>>>>>

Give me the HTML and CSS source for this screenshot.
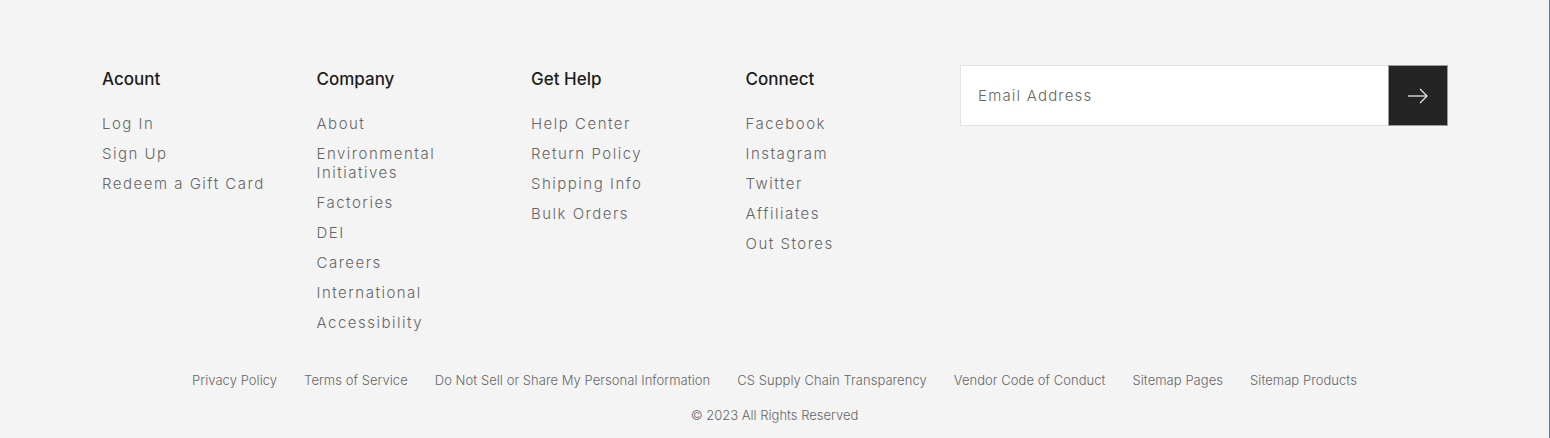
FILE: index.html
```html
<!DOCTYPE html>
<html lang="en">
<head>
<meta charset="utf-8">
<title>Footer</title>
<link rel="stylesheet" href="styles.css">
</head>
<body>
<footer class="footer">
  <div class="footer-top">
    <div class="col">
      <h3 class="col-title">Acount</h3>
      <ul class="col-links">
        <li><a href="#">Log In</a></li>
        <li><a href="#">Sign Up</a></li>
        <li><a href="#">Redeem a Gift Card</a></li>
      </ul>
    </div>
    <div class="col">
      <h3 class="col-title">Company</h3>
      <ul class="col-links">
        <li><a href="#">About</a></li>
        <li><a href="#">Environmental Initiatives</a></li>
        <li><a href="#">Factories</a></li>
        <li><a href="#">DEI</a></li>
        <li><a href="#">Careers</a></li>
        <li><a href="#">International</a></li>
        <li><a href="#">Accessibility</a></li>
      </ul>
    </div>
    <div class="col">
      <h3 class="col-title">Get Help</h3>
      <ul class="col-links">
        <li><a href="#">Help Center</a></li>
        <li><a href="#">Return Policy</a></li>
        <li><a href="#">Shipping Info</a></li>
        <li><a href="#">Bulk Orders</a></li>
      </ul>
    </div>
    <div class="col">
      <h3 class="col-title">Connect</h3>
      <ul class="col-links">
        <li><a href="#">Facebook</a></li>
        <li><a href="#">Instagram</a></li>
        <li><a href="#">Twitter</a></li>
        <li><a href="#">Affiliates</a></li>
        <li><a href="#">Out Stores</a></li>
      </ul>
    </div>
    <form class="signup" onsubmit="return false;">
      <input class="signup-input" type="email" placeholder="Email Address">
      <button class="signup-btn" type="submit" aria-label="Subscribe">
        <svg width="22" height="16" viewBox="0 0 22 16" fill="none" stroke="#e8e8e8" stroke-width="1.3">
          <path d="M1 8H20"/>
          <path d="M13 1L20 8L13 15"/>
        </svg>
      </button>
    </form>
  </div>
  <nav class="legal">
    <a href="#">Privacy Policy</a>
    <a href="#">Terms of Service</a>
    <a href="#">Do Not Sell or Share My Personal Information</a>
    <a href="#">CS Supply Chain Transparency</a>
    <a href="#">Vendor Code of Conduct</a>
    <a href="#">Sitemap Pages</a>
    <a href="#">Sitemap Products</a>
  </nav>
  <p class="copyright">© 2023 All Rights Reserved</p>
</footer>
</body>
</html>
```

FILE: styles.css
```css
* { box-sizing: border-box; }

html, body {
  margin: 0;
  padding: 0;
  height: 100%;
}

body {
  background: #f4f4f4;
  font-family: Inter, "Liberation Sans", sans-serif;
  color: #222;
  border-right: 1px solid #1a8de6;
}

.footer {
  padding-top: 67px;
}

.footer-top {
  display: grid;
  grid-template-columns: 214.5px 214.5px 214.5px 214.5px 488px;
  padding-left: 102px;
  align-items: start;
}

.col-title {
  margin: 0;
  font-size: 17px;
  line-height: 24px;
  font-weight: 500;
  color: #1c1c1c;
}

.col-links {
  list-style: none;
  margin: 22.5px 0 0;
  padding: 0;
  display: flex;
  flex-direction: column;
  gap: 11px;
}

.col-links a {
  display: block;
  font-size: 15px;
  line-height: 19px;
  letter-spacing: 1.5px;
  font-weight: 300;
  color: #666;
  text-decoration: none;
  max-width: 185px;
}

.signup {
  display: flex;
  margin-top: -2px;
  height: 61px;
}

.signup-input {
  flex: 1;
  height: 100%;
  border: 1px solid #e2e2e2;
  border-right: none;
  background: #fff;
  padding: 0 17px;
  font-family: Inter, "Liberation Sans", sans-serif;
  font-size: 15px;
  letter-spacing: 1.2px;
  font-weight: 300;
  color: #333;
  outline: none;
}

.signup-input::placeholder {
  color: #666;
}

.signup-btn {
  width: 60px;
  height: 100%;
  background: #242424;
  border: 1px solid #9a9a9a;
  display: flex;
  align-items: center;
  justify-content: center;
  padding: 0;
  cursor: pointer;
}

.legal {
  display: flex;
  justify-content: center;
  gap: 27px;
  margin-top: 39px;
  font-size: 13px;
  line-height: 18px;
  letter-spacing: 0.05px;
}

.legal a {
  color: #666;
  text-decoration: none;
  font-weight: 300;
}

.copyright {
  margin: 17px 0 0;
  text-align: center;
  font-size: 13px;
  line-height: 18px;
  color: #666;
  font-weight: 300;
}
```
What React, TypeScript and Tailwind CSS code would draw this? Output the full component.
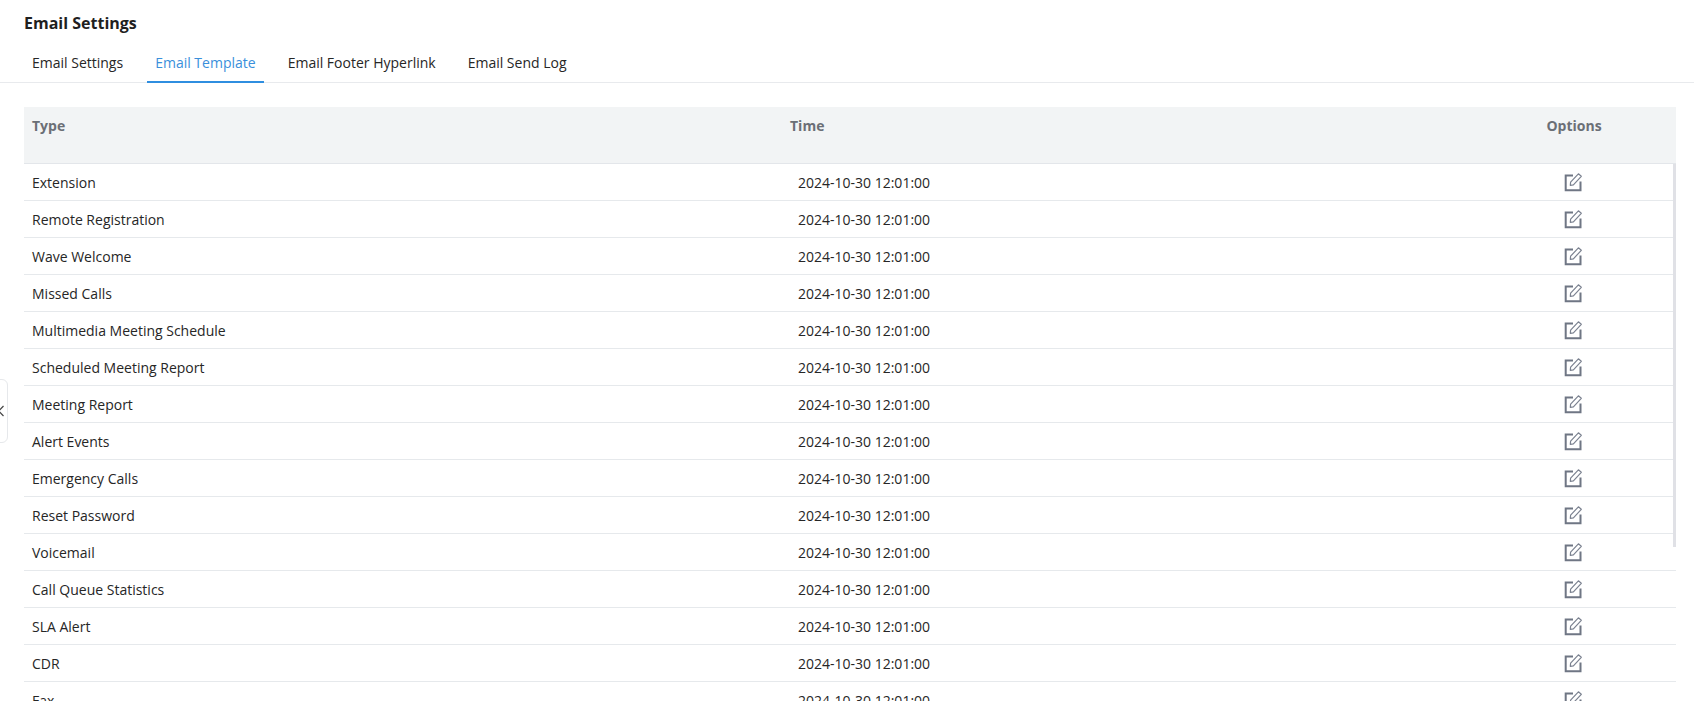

<<<<<

To do:
Say how many lines in the records hold the string "this", and say nothing else.

Exercise output:
2